Handling Timeouts and Scaling Up
When I first ran this script on my production environment, it timed out. I realized that when you have hundreds of snapshots, checking them one by one sequentially takes too long.
To fix that, I added parallel processing using Python’s ThreadPoolExecutor, allowing multiple snapshots to be checked at once. This drastically reduced the total execution time.
I also added a whitelist for older snapshots I didn’t want to check again, along with retry logic to handle temporary network issues.

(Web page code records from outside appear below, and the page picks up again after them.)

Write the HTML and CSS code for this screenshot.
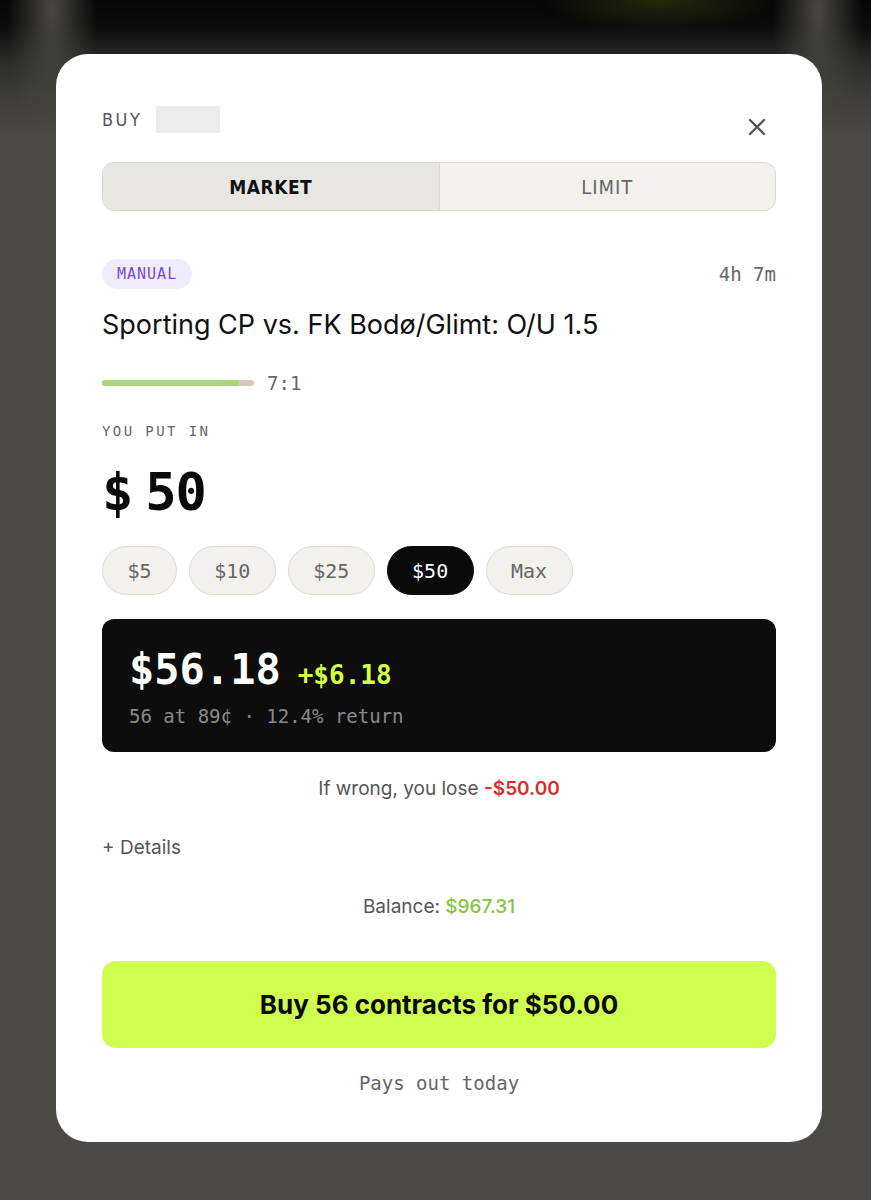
FILE: index.html
```html
<!DOCTYPE html>
<html lang="en">

<head>
    <meta charset="UTF-8">
    <meta name="viewport" content="width=device-width, initial-scale=1.0">
    <title>Buy</title>
    <link rel="stylesheet" href="styles.css">
</head>

<body>
    <div class="modal">
        <div class="head">
            <div class="buy-label">
                <span>BUY</span>
                <span class="ticker"></span>
            </div>
            <button class="close" aria-label="Close">
                <svg width="18" height="18" viewBox="0 0 18 18">
                    <path d="M2 2 L16 16 M16 2 L2 16" stroke="#555" stroke-width="2.4" stroke-linecap="round" fill="none" />
                </svg>
            </button>
        </div>

        <div class="tabs">
            <div class="tab active">MARKET</div>
            <div class="tab">LIMIT</div>
        </div>

        <div class="meta">
            <span class="badge">MANUAL</span>
            <span class="time">4h 7m</span>
        </div>

        <h1 class="title">Sporting CP vs. FK Bodø/Glimt: O/U 1.5</h1>

        <div class="ratio">
            <div class="bar"><div class="bar-fill" style="width: 90%"></div></div>
            <span>7:1</span>
        </div>

        <div class="label">YOU PUT IN</div>
        <div class="amount"><span class="cur">$</span>50</div>

        <div class="chips">
            <button class="chip">$5</button>
            <button class="chip">$10</button>
            <button class="chip">$25</button>
            <button class="chip active">$50</button>
            <button class="chip">Max</button>
        </div>

        <div class="payout">
            <div class="payout-main">
                <span class="payout-total">$56.18</span>
                <span class="payout-gain">+$6.18</span>
            </div>
            <div class="payout-sub">56 at 89¢ · 12.4% return</div>
        </div>

        <p class="lose">If wrong, you lose <b>-$50.00</b></p>

        <div class="details">+ Details</div>

        <p class="balance">Balance: <span>$967.31</span></p>

        <button class="buy-btn">Buy 56 contracts for $50.00</button>

        <p class="pays">Pays out today</p>
    </div>
</body>

</html>
```

FILE: styles.css
```css
* {
    margin: 0;
    padding: 0;
    box-sizing: border-box;
}

body {
    width: 871px;
    height: 1200px;
    padding: 54px 49px 0 56px;
    background-color: #4b4a46;
    background-image:
        radial-gradient(ellipse 120px 30px at 660px 0, rgba(90, 110, 20, 0.35), rgba(0, 0, 0, 0)),
        radial-gradient(ellipse 45px 140px at 52px 10px, rgba(75, 74, 70, 0.95), rgba(75, 74, 70, 0)),
        radial-gradient(ellipse 45px 140px at 818px 10px, rgba(75, 74, 70, 0.95), rgba(75, 74, 70, 0)),
        linear-gradient(180deg, #060606 0, #0b0b0b 25px, #2a2a28 60px, #3f3e3b 100px, #4b4a46 140px, #4b4a46 100%);
    font-family: "Inter", "Noto Sans", sans-serif;
    overflow: hidden;
}

.modal {
    width: 766px;
    height: 1088px;
    background: #fff;
    border-radius: 32px;
    padding: 52px 46px 48px;
    display: flex;
    flex-direction: column;
}

.badge,
.time,
.ratio span,
.label,
.amount,
.chip,
.payout,
.pays {
    font-family: "DejaVu Sans Mono", monospace;
}

.buy-label,
.tab {
    font-family: "DejaVu Sans Condensed", "DejaVu Sans", sans-serif;
    font-stretch: condensed;
}

.head {
    display: flex;
    justify-content: space-between;
    align-items: flex-end;
    height: 27px;
}

.buy-label {
    display: flex;
    align-items: center;
    gap: 14px;
    font-size: 18px;
    letter-spacing: 2.5px;
    color: #555;
    height: 27px;
}

.ticker {
    width: 64px;
    height: 27px;
    background: #ececec;
    border-radius: 2px;
}

.close {
    border: none;
    background: none;
    width: 18px;
    height: 18px;
    margin-right: 10px;
    margin-bottom: -3px;
}

.tabs {
    margin-top: 29px;
    height: 49px;
    display: flex;
    border: 1px solid #d9d8d4;
    border-radius: 12px;
    overflow: hidden;
    background: #f2f1ee;
}

.tab {
    flex: 1;
    display: flex;
    align-items: center;
    justify-content: center;
    font-size: 20px;
    letter-spacing: 1px;
    color: #666;
}

.tab.active {
    background: #e7e6e3;
    color: #111;
    font-weight: bold;
    font-size: 19px;
    letter-spacing: 0.5px;
    border-right: 1px solid #d9d8d4;
}

.meta {
    margin-top: 48px;
    display: flex;
    justify-content: space-between;
    align-items: center;
}

.badge {
    height: 30px;
    padding: 0 15px;
    border-radius: 15px;
    background: #f1ecfd;
    color: #7449d6;
    font-size: 15px;
    letter-spacing: 1px;
    display: flex;
    align-items: center;
}

.time {
    font-size: 19px;
    color: #666;
}

.title {
    margin-top: 19px;
    font-size: 27px;
    line-height: 34px;
    font-weight: 400;
    color: #111;
}

.ratio {
    margin-top: 31px;
    display: flex;
    align-items: center;
    gap: 13px;
    height: 20px;
}

.bar {
    width: 152px;
    height: 6px;
    border-radius: 3px;
    background: #d9c6bc;
    overflow: hidden;
}

.bar-fill {
    height: 100%;
    background: #a9d67c;
}

.ratio span {
    font-size: 19px;
    color: #666;
}

.label {
    margin-top: 30px;
    font-size: 14px;
    line-height: 16px;
    letter-spacing: 2.4px;
    color: #666;
}

.amount {
    margin-top: 23px;
    font-size: 52px;
    line-height: 60px;
    font-weight: bold;
    color: #0a0a0a;
    letter-spacing: -1px;
}

.cur {
    margin-right: 13px;
}

.chips {
    margin-top: 24px;
    display: flex;
    gap: 12px;
}

.chip {
    height: 49px;
    padding: 0 24.4px;
    border-radius: 25px;
    border: 1px solid #dad9d5;
    background: #f2f1ee;
    color: #666;
    font-size: 20px;
}

.chip.active {
    background: #0a0a0a;
    border-color: #0a0a0a;
    color: #fff;
}

.payout {
    margin-top: 24px;
    height: 133px;
    border-radius: 12px;
    background: #0d0d0d;
    padding: 26px 27px 0;
}

.payout-main {
    display: flex;
    align-items: baseline;
    gap: 17px;
}

.payout-total {
    font-size: 42px;
    line-height: 50px;
    font-weight: bold;
    color: #fff;
}

.payout-gain {
    font-size: 26px;
    font-weight: bold;
    color: #d2ff45;
}

.payout-sub {
    margin-top: 10px;
    font-size: 19px;
    color: #8a8a8a;
}

.lose {
    margin-top: 25px;
    text-align: center;
    font-size: 19px;
    line-height: 24px;
    color: #555;
}

.lose b {
    color: #d42e27;
    font-weight: 600;
}

.details {
    margin-top: 35px;
    font-size: 19px;
    line-height: 24px;
    color: #555;
}

.balance {
    margin-top: 35px;
    text-align: center;
    font-size: 19px;
    line-height: 24px;
    color: #555;
}

.balance span {
    color: #86c440;
    font-weight: 500;
}

.buy-btn {
    margin-top: 42px;
    height: 87px;
    border: none;
    border-radius: 14px;
    background: #cffd50;
    color: #0a0a0a;
    font-family: "Inter", "Noto Sans", sans-serif;
    font-size: 26px;
    font-weight: 700;
}

.pays {
    margin-top: 24px;
    text-align: center;
    font-size: 19px;
    line-height: 22px;
    color: #666;
}
```
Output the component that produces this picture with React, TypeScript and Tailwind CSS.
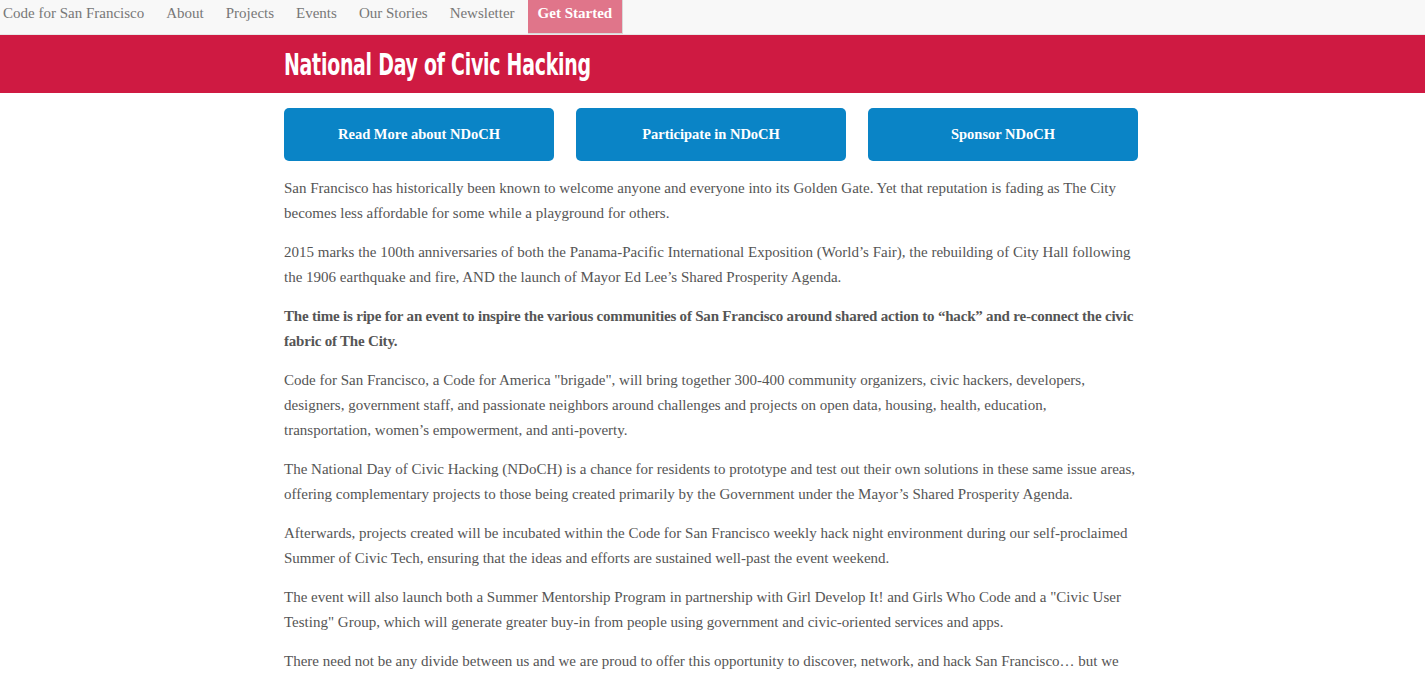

Preventing Snapshot Corruption
Once I understood why corruption happens, I started taking a few preventive measures:
1. Use Dedicated Repositories
Avoid using the same repository for multiple clusters.
2. Monitor Repository Health
Periodically list snapshots and check their statuses to detect early signs of corruption.
3. Enable Retry and Timeout Handling
When creating snapshots through automation, use retry mechanisms for transient network or S3 errors.
4. Run Periodic Cleanup
Use the _snapshot/_cleanup API to remove dangling or unreferenced files.
Conclusion
Detecting corrupted snapshots in OpenSearch might sound complex, but once you understand how the system works, it becomes much easier. I started with basic commands in DEV Tools, moved to Curl, and finally automated the entire process with Python.
If you’re managing large OpenSearch repositories, setting up a script like this can save you hours of manual work and help you catch snapshot issues before they cause data loss.
By understanding why snapshots fail and proactively monitoring them, you can ensure that your OpenSearch backups remain healthy, consistent, and ready when you need them.